As I regularly see a dozen or more new confiscation proceedings every year as a forensic accountant appointed on behalf of the criminal defence team, I can’t fail but to notice the lack of consistency with the Crown’s approach in dealing with a defendant’s home or investment properties.
When the Crown’s accredited investigator sees a property or two within the estate they immediately apply the assumptions available to them under the Proceeds of Crime Act 2002 which allows the said assets to be deemed criminal property – unless good reason can be shown that they are not.
Therefore, I will see a number of things within the Section 16 Statement of Information that attempt to bring the property into the benefit estimate.
- The full current market value of the property.
- The purchase price of the property.
- The value of any mortgage obtained when buying the property.
- Any further advances taken out against the value of the property.
- Rental income in respect of the investment.
- The sales proceeds of the property.
- On some occasions a spouse’s share is included, other times it is not.
All of these sums of money might be appropriate in certain cases. However, it is often the case that a simple current value for the property is used regardless of the circumstances. Even worse, several of these different methods for placing value on a property can be taken together thus providing a source of benefit strands for the Crown’s favourite tool in confiscations – double counting! I have also seen a full “Zoopla” valuation used, using selling prices for similar properties in the street dating back to 2006 well before the property crash!
My first step when approaching a property is to compare its acquisition date to the relevant date, i.e. six years before proceedings were commenced against the defendant in the predicate matter. If it was purchased outright before this time then the property has no bearing on the benefit calculations, though it may be treated as an available asset for realisation in due course.
If the property was purchased before the relevant date with a mortgage then this potentially complicates matters. Then I will consider two issues separately:
- I will calculate the equity owned at the relevant date as this must be kept out of the benefit.
- Then I will look at the increase in equity since the relevant date, and determine the proportion of this that has been funded using legitimate funds and the amount that may have been funded by the proceeds of crime.
Thus I will attempt to produce a value for the equity held in a property that could potentially have been funded by criminal activities. It is often the case after the property crash in 2008 than many properties are in negative equity, or at least have lost value since a typical relevant date for current matters (presently around 2003 to 2005). This can mean that there is little or no criminal property held by the defendant.
Another favourite approach by the Crown’s investigator is to accuse the defendant of obtaining a mortgage fraudulently. Then they will often simply bring in the full market value of the property again as a result. The basis for such an allegation, which will never be tested by a jury, is that the declared income on the mortgage application form has been inflated. Unfortunately, this was industry practice leading up to the credit problems which commenced around 2008.

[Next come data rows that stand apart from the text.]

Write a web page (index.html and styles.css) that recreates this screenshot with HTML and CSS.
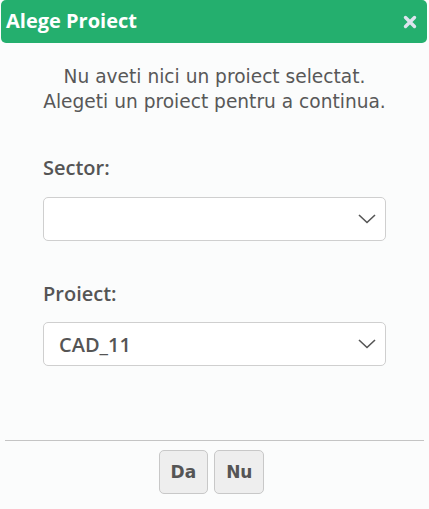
FILE: index.html
```html
<!DOCTYPE html>
<html lang="ro">
<head>
<meta charset="utf-8">
<title>Alege Proiect</title>
<link rel="stylesheet" href="styles.css">
</head>
<body>
<div class="dialog">
  <div class="titlebar">
    <span class="title">Alege Proiect</span>
    <span class="close" aria-label="close">
      <svg width="14" height="14" viewBox="0 0 14 14"><path d="M2.5 2.5 L11.5 11.5 M11.5 2.5 L2.5 11.5" stroke="#dde4ee" stroke-width="3.4" stroke-linecap="round"/></svg>
    </span>
  </div>
  <div class="content">
    <p class="message">Nu aveti nici un proiect selectat.<br>Alegeti un proiect pentru a continua.</p>
    <div class="field">
      <label class="label">Sector:</label>
      <div class="select"><span class="value"></span>
        <svg class="chev" width="18" height="10" viewBox="0 0 18 10"><path d="M1 1 L9 8.5 L17 1" fill="none" stroke="#555" stroke-width="1.6"/></svg>
      </div>
    </div>
    <div class="field">
      <label class="label">Proiect:</label>
      <div class="select"><span class="value">CAD_11</span>
        <svg class="chev" width="18" height="10" viewBox="0 0 18 10"><path d="M1 1 L9 8.5 L17 1" fill="none" stroke="#555" stroke-width="1.6"/></svg>
      </div>
    </div>
  </div>
  <div class="footer">
    <button class="btn">Da</button>
    <button class="btn">Nu</button>
  </div>
</div>
</body>
</html>
```

FILE: styles.css
```css
html, body {
  margin: 0;
  padding: 0;
  background: #fbfcfc;
}
.dialog {
  width: 429px;
  height: 509px;
  display: flex;
  flex-direction: column;
}
.titlebar {
  margin: 0 2px 0 1px;
  height: 43px;
  background: #24af6e;
  border-radius: 5px;
  display: flex;
  align-items: center;
  justify-content: space-between;
  padding: 0 10px 0 5px;
}
.title {
  font-family: "Open Sans", sans-serif;
  font-weight: 700;
  font-size: 20px;
  color: #fff;
  margin-top: -3px;
}
.close {
  display: flex;
  width: 14px;
  height: 14px;
}
.content {
  padding: 21px 20px 0 20px;
  flex: 1;
}
.message {
  margin: 0;
  text-align: center;
  font-family: "DejaVu Sans", sans-serif;
  font-size: 18.6px;
  line-height: 25px;
  color: #585858;
}
.field {
  margin: 42px 23px 0;
  display: flex;
  flex-direction: column;
  gap: 17px;
}
.field + .field {
  margin-top: 41px;
  gap: 16px;
}
.label {
  font-family: "Open Sans", sans-serif;
  font-weight: 600;
  font-size: 20px;
  line-height: 24px;
  color: #555;
}
.select {
  height: 44px;
  box-sizing: border-box;
  border: 1px solid #cfcfcf;
  border-radius: 5px;
  background: #fff;
  display: flex;
  align-items: center;
  justify-content: space-between;
  padding: 0 9px 0 15px;
}
.value {
  font-family: "Open Sans", sans-serif;
  font-weight: 600;
  font-size: 20px;
  color: #555;
}
.chev {
  display: block;
}
.footer {
  margin: 0 5px;
  border-top: 1px solid #c4c4c4;
  padding: 9px 6px 15px 0;
  display: flex;
  justify-content: center;
  gap: 6px;
}
.btn {
  height: 44px;
  min-width: 48px;
  padding: 0 11px;
  background: #eeeeee;
  border: 1px solid #c8c8c8;
  border-radius: 5px;
  font-family: "DejaVu Sans", sans-serif;
  font-weight: 700;
  font-size: 17px;
  color: #555;
}
```
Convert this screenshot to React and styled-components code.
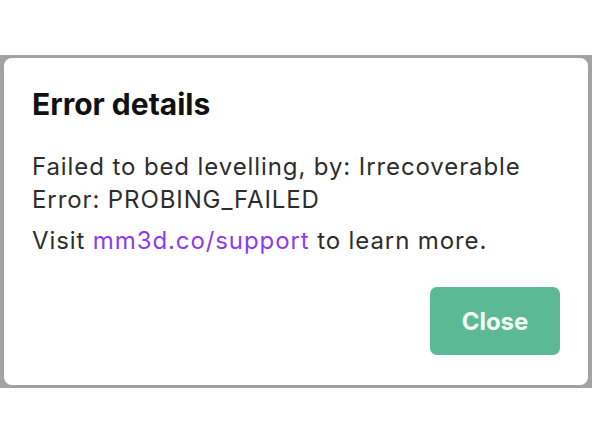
import * as React from "react"
import styled, { createGlobalStyle } from "styled-components"

const GlobalStyle = createGlobalStyle`
  html, body {
    margin: 0;
    padding: 0;
    background: #ffffff;
  }
  body {
    font-family: Inter, "Liberation Sans", Arial, sans-serif;
    -webkit-font-smoothing: antialiased;
  }
`

const Page = styled.div`
  width: 592px;
  height: 444px;
  padding-top: 55px;
  box-sizing: border-box;
  background: #ffffff;
`

const Backdrop = styled.div`
  height: 333px;
  padding: 3px 4px;
  box-sizing: border-box;
  background: #a2a2a2;
`

const Dialog = styled.div`
  height: 100%;
  box-sizing: border-box;
  background: #ffffff;
  border-radius: 8px;
  padding: 28px 28px 30px 28px;
  display: flex;
  flex-direction: column;
`

const Title = styled.h2`
  margin: 0 0 28px 0;
  font-size: 30px;
  line-height: 36px;
  font-weight: 700;
  color: #111111;
`

const Text = styled.p`
  margin: 0 0 8px 0;
  font-size: 24px;
  line-height: 33px;
  letter-spacing: 0.9px;
  color: #2d2d2d;
`

const Link = styled.a`
  color: #8c3cf0;
  text-decoration: none;
`

const Footer = styled.div`
  margin-top: auto;
  display: flex;
  justify-content: flex-end;
`

const Button = styled.button`
  width: 130px;
  height: 68px;
  border: none;
  border-radius: 7px;
  background: #5bba95;
  color: #f4fbf8;
  font-family: inherit;
  font-size: 24px;
  font-weight: 700;
  cursor: pointer;
`

export default function App() {
  return (
    <>
      <GlobalStyle />
      <Page>
        <Backdrop>
          <Dialog>
            <Title>Error details</Title>
            <Text>
              Failed to bed levelling, by: Irrecoverable
              <br />
              Error: PROBING_FAILED
            </Text>
            <Text>
              Visit <Link href="#">mm3d.co/support</Link> to learn more.
            </Text>
            <Footer>
              <Button>Close</Button>
            </Footer>
          </Dialog>
        </Backdrop>
      </Page>
    </>
  )
}
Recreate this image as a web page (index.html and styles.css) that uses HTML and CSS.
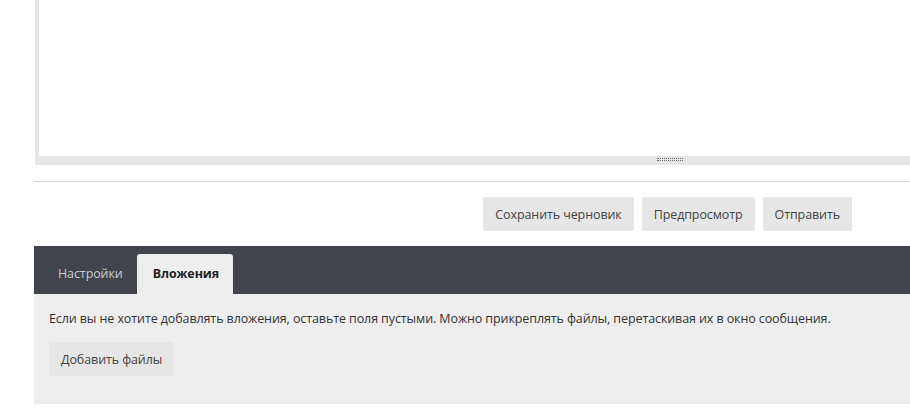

Notwithstanding the fact that usually any fraud was being committed by the mortgage broker and not the defendant, my approach to dealing with such a case would be to consider whether or not the mortgage represented a transfer of funds to the defendant. Normally, a mortgage is advanced directly from the lender, via the solicitors to the seller. The buyer never holds the funds and given that the lender holds security over that part of the equity represented by the loan, will only ever receive the benefit of the equity relating to his deposit and any subsequent increase in value.
Therefore, I would consider a mortgage advance typically not to be a transfer of criminal property, and focus on the source of deposit and repayment funds, together with the value of any increase in equity since purchase (or the relevant date).
Every property case has been different in my experience, and cannot just be treated as current market value. I have had properties purchased outright prior to the relevant date included as benefit, properties inherited with all taxes paid legitimately, and cases where the purchase price, subsequent sale price and the separate value of the loan have all been added into the benefit mix – triple counting ! Therefore, any estimate of benefit that includes a property or two must be properly scrutinised before the inevitable negotiations between prosecution and defence counsel begins.